Schedule

All talks will be held in 245 Altgeld Hall.

Saturday, March 14, 2009

8:30 am - Registration: Refreshments
9:30 am - Woodward
10:30 am - Break
11:00 am - Usher
12:00 noon - Lunch
2:00 pm - Lipshitz
3:00 pm - Break
3:30 pm - Ng

Sunday, March 15, 2009

8:30 am - Morning refreshments
9:30 am - Zinger
10:30 am - Break
11:00 am - Parker

Titles and Abstracts

Chris Woodward
Title: Functoriality of Gromov-Witten invariants under symplectic quotients Abstract: Mirror theorems in the sense of Givental relate generating functions for Gromov-Witten theory for the symplectic quotient of a vector space by a torus and the gauged Gromov-Witten theory for the action. I will describe how a geometric approach of Gaio-Salamon and Ziltener naturally leads to a notion of "morphisms of cohomological field theories" relating Gromov-Witten invariants of symplectic quotients to the equivariant Gromov-Witten theory, in general. Givental-type results are then special cases of (in general, conjectural) "quantum non-abelian localization".

Michael Usher
Title: Applications of filtration-theoretic invariants in Floer homology to symplectic topology
While the Floer homology associated to a Hamiltonian function on a symplectic manifold is independent of the Hamiltonian, the underlying Floer chain complex carries a real-valued filtration which is rather sensitive to the Hamiltonian.
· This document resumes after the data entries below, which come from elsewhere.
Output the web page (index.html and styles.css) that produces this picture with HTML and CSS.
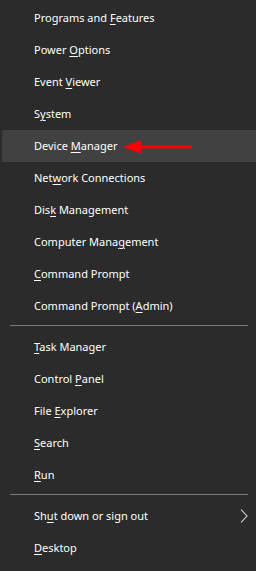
FILE: index.html
```html
<!doctype html>
<html>
    <head>
        <meta name="viewport" content="width=device-width, initial-scale=1.0">
        <title>Quick Link Menu</title>
        <link rel="stylesheet" href="styles.css">
    </head>
    <body>
        <div class="menu">
            <div class="group">
                <div class="item">Programs and <u>F</u>eatures</div>
                <div class="item">Power <u>O</u>ptions</div>
                <div class="item">Event <u>V</u>iewer</div>
                <div class="item">S<u>y</u>stem</div>
                <div class="item active">Device <u>M</u>anager<svg class="arrow" width="72" height="14" viewBox="0 0 72 14">
                        <polygon points="0,7 18,0.5 18,13.5" fill="#f00" />
                        <rect x="17" y="5.5" width="52" height="3" fill="#f00" />
                    </svg></div>
                <div class="item">Net<u>w</u>ork Connections</div>
                <div class="item">Dis<u>k</u> Management</div>
                <div class="item">Computer Mana<u>g</u>ement</div>
                <div class="item"><u>C</u>ommand Prompt</div>
                <div class="item">Command Prompt (<u>A</u>dmin)</div>
            </div>
            <div class="sep"></div>
            <div class="group">
                <div class="item"><u>T</u>ask Manager</div>
                <div class="item">Control <u>P</u>anel</div>
                <div class="item">File <u>E</u>xplorer</div>
                <div class="item"><u>S</u>earch</div>
                <div class="item"><u>R</u>un</div>
            </div>
            <div class="sep"></div>
            <div class="group">
                <div class="item">Sh<u>u</u>t down or sign out<svg class="chevron" width="8" height="14" viewBox="0 0 8 14">
                        <polyline points="1,0.5 7,7 1,13.5" fill="none" stroke="#ddd" stroke-width="1.1" />
                    </svg></div>
                <div class="item"><u>D</u>esktop</div>
            </div>
        </div>
    </body>
</html>
```
FILE: styles.css
```css
html,
body {
    margin: 0;
    padding: 0;
    background-color: #2b2b2b;
}

body {
    font-family: "Noto Sans", "Open Sans", sans-serif;
    font-size: 11px;
    color: #fff;
}

.menu {
    width: 256px;
    height: 571px;
    padding-top: 2px;
    box-sizing: border-box;
    overflow: hidden;
}

.item {
    height: 32px;
    line-height: 32px;
    margin-left: 2px;
    padding-left: 32px;
    white-space: nowrap;
    position: relative;
}

.item u {
    text-underline-offset: 2px;
}

.item.active {
    background-color: #414141;
}

.arrow {
    position: absolute;
    left: 121px;
    top: 10px;
}

.chevron {
    position: absolute;
    left: 238px;
    top: 9px;
}

.sep {
    height: 1px;
    background-color: #7a7a7a;
    margin: 3px 8px 5px 10px;
}
```
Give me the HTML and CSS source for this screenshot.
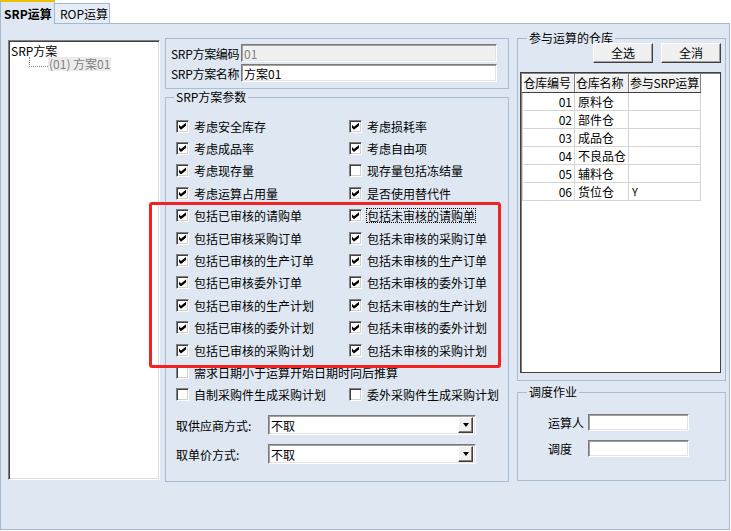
FILE: index.html
```html
<!DOCTYPE html>
<html lang="zh">
<head>
<meta charset="utf-8">
<title>SRP运算</title>
<link rel="stylesheet" href="styles.css">
</head>
<body>
<div class="window">
  <div class="tabs">
    <div class="tab active">SRP运算</div>
    <div class="tab">ROP运算</div>
  </div>
  <div class="panel">
    <div class="tree">
      <div class="tree-root">SRP方案</div>
      <div class="tree-child"><span class="branch"></span><span class="node">(01) 方案01</span></div>
    </div>

    <div class="middle">
      <div class="head-box">
        <div class="field-row"><span class="flabel">SRP方案编码</span><div class="input disabled">01</div></div>
        <div class="field-row"><span class="flabel">SRP方案名称</span><div class="input">方案01</div></div>
      </div>

      <fieldset class="group params">
        <legend>SRP方案参数</legend>
        <div class="checks">
          <div class="check"><span class="cb on"></span>考虑安全库存</div>
          <div class="check"><span class="cb on"></span>考虑损耗率</div>
          <div class="check"><span class="cb on"></span>考虑成品率</div>
          <div class="check"><span class="cb on"></span>考虑自由项</div>
          <div class="check"><span class="cb on"></span>考虑现存量</div>
          <div class="check"><span class="cb"></span>现存量包括冻结量</div>
          <div class="check"><span class="cb on"></span>考虑运算占用量</div>
          <div class="check"><span class="cb on"></span>是否使用替代件</div>
          <div class="check"><span class="cb on"></span>包括已审核的请购单</div>
          <div class="check"><span class="cb on"></span><span class="focus">包括未审核的请购单</span></div>
          <div class="check"><span class="cb on"></span>包括已审核采购订单</div>
          <div class="check"><span class="cb on"></span>包括未审核的采购订单</div>
          <div class="check"><span class="cb on"></span>包括已审核的生产订单</div>
          <div class="check"><span class="cb on"></span>包括未审核的生产订单</div>
          <div class="check"><span class="cb on"></span>包括已审核委外订单</div>
          <div class="check"><span class="cb on"></span>包括未审核的委外订单</div>
          <div class="check"><span class="cb on"></span>包括已审核的生产计划</div>
          <div class="check"><span class="cb on"></span>包括未审核的生产计划</div>
          <div class="check"><span class="cb on"></span>包括已审核的委外计划</div>
          <div class="check"><span class="cb on"></span>包括未审核的委外计划</div>
          <div class="check"><span class="cb on"></span>包括已审核的采购计划</div>
          <div class="check"><span class="cb on"></span>包括未审核的采购计划</div>
          <div class="check wide"><span class="cb"></span>需求日期小于运算开始日期时向后推算</div>
          <div class="check"><span class="cb"></span>自制采购件生成采购计划</div>
          <div class="check"><span class="cb"></span>委外采购件生成采购计划</div>
        </div>
        <div class="combo-row"><span class="clabel">取供应商方式:</span><div class="combo"><span class="ctext">不取</span><span class="dd"></span></div></div>
        <div class="combo-row"><span class="clabel">取单价方式:</span><div class="combo"><span class="ctext">不取</span><span class="dd"></span></div></div>
      </fieldset>
    </div>

    <div class="right">
      <fieldset class="group warehouses">
        <legend>参与运算的仓库</legend>
        <div class="buttons">
          <div class="btn">全选</div>
          <div class="btn">全消</div>
        </div>
        <div class="grid">
          <table>
            <colgroup><col class="c1"><col class="c2"><col class="c3"></colgroup>
            <thead><tr><th>仓库编号</th><th>仓库名称</th><th>参与SRP运算</th></tr></thead>
            <tbody>
              <tr><td class="num">01</td><td>原料仓</td><td></td></tr>
              <tr><td class="num">02</td><td>部件仓</td><td></td></tr>
              <tr><td class="num">03</td><td>成品仓</td><td></td></tr>
              <tr><td class="num">04</td><td>不良品仓</td><td></td></tr>
              <tr><td class="num">05</td><td>辅料仓</td><td></td></tr>
              <tr><td class="num">06</td><td>货位仓</td><td class="flag">Y</td></tr>
            </tbody>
          </table>
        </div>
      </fieldset>

      <fieldset class="group dispatch">
        <legend>调度作业</legend>
        <div class="dgrid">
          <span>运算人</span><div class="input small"></div>
          <span>调度</span><div class="input small"></div>
        </div>
      </fieldset>
    </div>

    <div class="annot"></div>
  </div>
</div>
</body>
</html>
```

FILE: styles.css
```css
* { box-sizing: border-box; }
html, body { margin: 0; padding: 0; background: #ffffff; }
body {
  font-family: "Noto Sans CJK SC", "Liberation Sans", sans-serif;
  font-size: 12px;
  line-height: 13px;
  color: #000;
}
.window { width: 730px; height: 531px; }

/* tabs */
.tabs {
  display: flex;
  align-items: flex-end;
  height: 23px;
  position: relative;
  z-index: 1;
}
.tab {
  width: 55px;
  height: 20px;
  padding: 3px 0 0 5px;
  white-space: nowrap;
  background: #e4ecf5;
  border: 1px solid #a3b7cf;
  border-bottom: none;
  border-left: none;
}
.tab.active {
  height: 24px;
  margin-bottom: -1px;
  background: #dfe8f2;
  border-left: 1px solid #a3b7cf;
  border-top: 2px solid #f0c000;
  font-weight: bold;
  padding: 5px 0 0 3px;
}

/* main panel */
.panel {
  position: relative;
  display: flex;
  align-items: flex-start;
  height: 507px;
  background: #dfe8f2;
  border: 1px solid #a3b7cf;
  padding: 8px 0 0 7px;
}

/* tree */
.tree {
  margin-top: 8px;
  width: 152px;
  height: 440px;
  background: #fff;
  border: 1px solid;
  border-color: #808080 #ffffff #ffffff #808080;
  box-shadow: inset 1px 1px 0 #404040, inset -1px -1px 0 #dcdcdc;
  padding: 3px 0 0 2px;
}
.tree-root { line-height: 13px; }
.tree-child { display: flex; align-items: flex-end; height: 14px; }
.branch {
  width: 19px;
  height: 10px;
  margin-left: 18px;
  margin-bottom: 4px;
  border-left: 1px dotted #808080;
  border-bottom: 1px dotted #808080;
}
.node {
  background: #ececec;
  color: #808080;
  padding: 0 1px;
  line-height: 14px;
}

/* middle column */
.middle {
  margin-left: 5px;
  margin-top: 6px;
  width: 344px;
}
.head-box {
  height: 51px;
  border: 1px solid #a7bdd6;
  padding: 5px 0 0 5px;
  display: flex;
  flex-direction: column;
  gap: 2px;
}
.field-row { display: flex; align-items: center; }
.flabel {
  flex: none;
  width: 70px;
  white-space: nowrap;
  letter-spacing: -0.3px;
}
.input {
  flex: none;
  width: 256px;
  height: 18px;
  background: #fff;
  border: 1px solid;
  border-color: #7a7a7a #ffffff #ffffff #7a7a7a;
  box-shadow: inset 1px 1px 0 #a0a0a0, inset -1px -1px 0 #e3e3e3;
  padding: 2px 0 0 2px;
  line-height: 14px;
}
.input.disabled { background: #f0f0f0; color: #808080; }

/* group boxes */
.group {
  margin: 0;
  padding: 0;
  min-width: 0;
  border: 1px solid #a7bdd6;
}
.group legend {
  padding: 0 2px;
  line-height: 12px;
}
.params {
  margin-top: 2px;
  height: 391px;
  padding: 12px 0 0 10px;
}
.params legend { margin-left: -2px; }

.checks {
  display: grid;
  grid-template-columns: 173px 1fr;
}
.check {
  display: flex;
  align-items: center;
  height: 22.4px;
  white-space: nowrap;
}
.check.wide { grid-column: 1 / span 2; }
.cb {
  position: relative;
  flex: none;
  width: 13px;
  height: 13px;
  margin-right: 5px;
  background: #fff;
  border: 1px solid;
  border-color: #808080 #ffffff #ffffff #808080;
  box-shadow: inset 1px 1px 0 #404040, inset -1px -1px 0 #d4d0c8;
}
.cb.on::after {
  content: "";
  position: absolute;
  left: 2px;
  top: 2px;
  width: 7px;
  height: 7px;
  background: #000;
  clip-path: polygon(0 28%, 28% 57%, 100% 0, 100% 43%, 28% 100%, 0 71%);
}
.focus {
  outline: 1px dotted #000;
  outline-offset: 0;
}

.combo-row {
  display: flex;
  align-items: center;
  height: 20px;
  margin-top: 9px;
}
.clabel { width: 92px; }
.combo {
  width: 208px;
  height: 20px;
  display: flex;
  align-items: center;
  background: #fff;
  border: 1px solid;
  border-color: #7a7a7a #ffffff #ffffff #7a7a7a;
  box-shadow: inset 1px 1px 0 #a0a0a0, inset -1px -1px 0 #e3e3e3;
  padding: 0 2px 0 2px;
}
.ctext { flex: 1; }
.dd {
  width: 15px;
  height: 16px;
  display: flex;
  align-items: center;
  justify-content: center;
  background: #f0f0f0;
  border: 1px solid;
  border-color: #ffffff #404040 #404040 #ffffff;
  box-shadow: inset -1px -1px 0 #808080;
}
.dd::before {
  content: "";
  width: 0;
  height: 0;
  border-left: 3.5px solid transparent;
  border-right: 3.5px solid transparent;
  border-top: 4px solid #000;
}

/* right column */
.right {
  margin-left: 8px;
  width: 209px;
  display: flex;
  flex-direction: column;
}
.warehouses {
  height: 349px;
  padding: 0 3px 6px 2px;
}
.warehouses legend { margin-left: 7px; }
.buttons {
  display: flex;
  justify-content: flex-end;
  gap: 8px;
  padding-right: 1px;
  margin-top: -1px;
}
.btn {
  width: 60px;
  height: 20px;
  text-align: center;
  line-height: 17px;
  background: #f0f0f0;
  border: 1px solid;
  border-color: #ffffff #404040 #404040 #ffffff;
  box-shadow: inset -1px -1px 0 #a0a0a0;
}
.grid {
  margin-top: 9px;
  width: 201px;
  height: 301px;
  background: #fff;
  border: 1px solid #404040;
  box-shadow: inset 1px 1px 0 #808080;
  padding: 1px 0 0 1px;
}
.grid table {
  border-collapse: collapse;
  table-layout: fixed;
  width: 178px;
}
.c1 { width: 52px; }
.c2 { width: 54px; }
.c3 { width: 72px; }
.grid th {
  height: 18px;
  padding: 0 0 0 1px;
  background: #f0f0f0;
  font-weight: normal;
  text-align: left;
  white-space: nowrap;
  overflow: hidden;
  letter-spacing: -0.2px;
  border-right: 1px solid #808080;
  border-bottom: 1px solid #404040;
  box-shadow: inset 1px 1px 0 #ffffff;
}
.grid td {
  height: 18px;
  padding: 0 3px;
  border: 1px solid #d4d4d4;
  white-space: nowrap;
}
.grid td.num { text-align: right; padding-right: 2px; }
.grid td.flag { font-size: 11px; }

.dispatch {
  margin-top: 5px;
  height: 95px;
  padding: 16px 0 0 30px;
}
.dispatch legend { margin-left: -21px; }
.dgrid {
  display: grid;
  grid-template-columns: 40px 101px;
  row-gap: 9px;
  align-items: center;
}
.input.small { width: 101px; height: 17px; }

/* red annotation */
.annot {
  position: absolute;
  left: 148px;
  top: 178px;
  width: 352px;
  height: 166px;
  border: 3px solid #f22222;
  border-radius: 3px;
  pointer-events: none;
}
```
There have been some recent successes in using invariants extracted from this filtration to prove new results in symplectic topology and Hamiltonian dynamics. I'll discuss two such invariants: the "spectral invariant" of Schwarz and Oh, which leads to a sharp version of the inequality between a set's Hofer-Zehnder capacity and its displacement energy; and a new invariant called the "boundary depth," which leads to some results about coisotropic submanifolds.

Robert Lipshitz
Title: Bordered Floer homology: properties and computations
Heegaard Floer homology is an analogue of Seiberg-Witten theory defined using holomorphic curves. We will discuss an extension of the Heegaard Floer invariant HF-hat to 3-manifolds with parametrized boundary. The talk will focus on the formal structure of the theory, how to compute it, and what those computations buy. This is joint work with Peter Ozsvath and Dylan Thurston.

Lenny Ng
Legendrian Symplectic Field Theory
Symplectic Field Theory is a package developed by Eliashberg-Givental-Hofer that counts holomorphic curves in symplectic manifolds. SFT has been surprisingly difficult to develop in the setting of Legendrian knots in contact manifolds, though a portion (contact homology) has been well-known for some time. I will report on recent progress toward formulating Legendrian SFT, involving a successful formulation for rational holomorphic curves in standard contact three-space, and speculate about possible applications to contact topology.

Aleksey Zinger
Title: Gromov-Witten invariants and integer curve counts
Gromov-Witten invariants of a compact symplectic manifold are certain virtual counts of J-holomorphic curves. These rational numbers are rarely integer, but are generally believed to be related to some integer counts. In string theory, these counts are known as instaton numbers and BPS states. The predictions of Aspinwall-Morrison and Gopakumar-Vafa for the existence of BPS states of Calabi-Yau 3-folds are extended by Pandharipande to all 3-folds, by Klemm-Pandharipande to all Calabi-Yau varieties in genus 0 and Calabi-Yau 4-folds in genus 1, and by Pandharipande and the speaker to Calabi-Yau 5-folds in genus 1. The last extension came as a bit of a surprise to some string theorists, who also feel that extensions to higher dimensions are impossible. The aim of this talk is to survey the known predictions, indicating how they arise, how the 6-dimensional case differs from the low-dimensional cases, and why they hold for Fano classes in 3-folds (symplectic manifolds of real dimension 6).

Thomas H. Parker
Title: Relating Gromov-Witten invariants of curves and surfaces
Little is known about the GW invariants of Kahler surfaces of general type. But remarkably, one can express the GW invariants of surfaces with p_g > 0 as sums of certain symplectic "local GW invariants" associated to spin curves. I'll describe my joint work with Junho Lee establishing this connection and expressing the local invariants in terms of a Taubes obstruction bundle over the space of maps into curves. Along the way, I'll explain how we overcome analytic difficulties that arise because the space of maps is not a manifold, and explain why the next step, the computation of the Euler class, is not approachable by standard algebraic geometry techniques.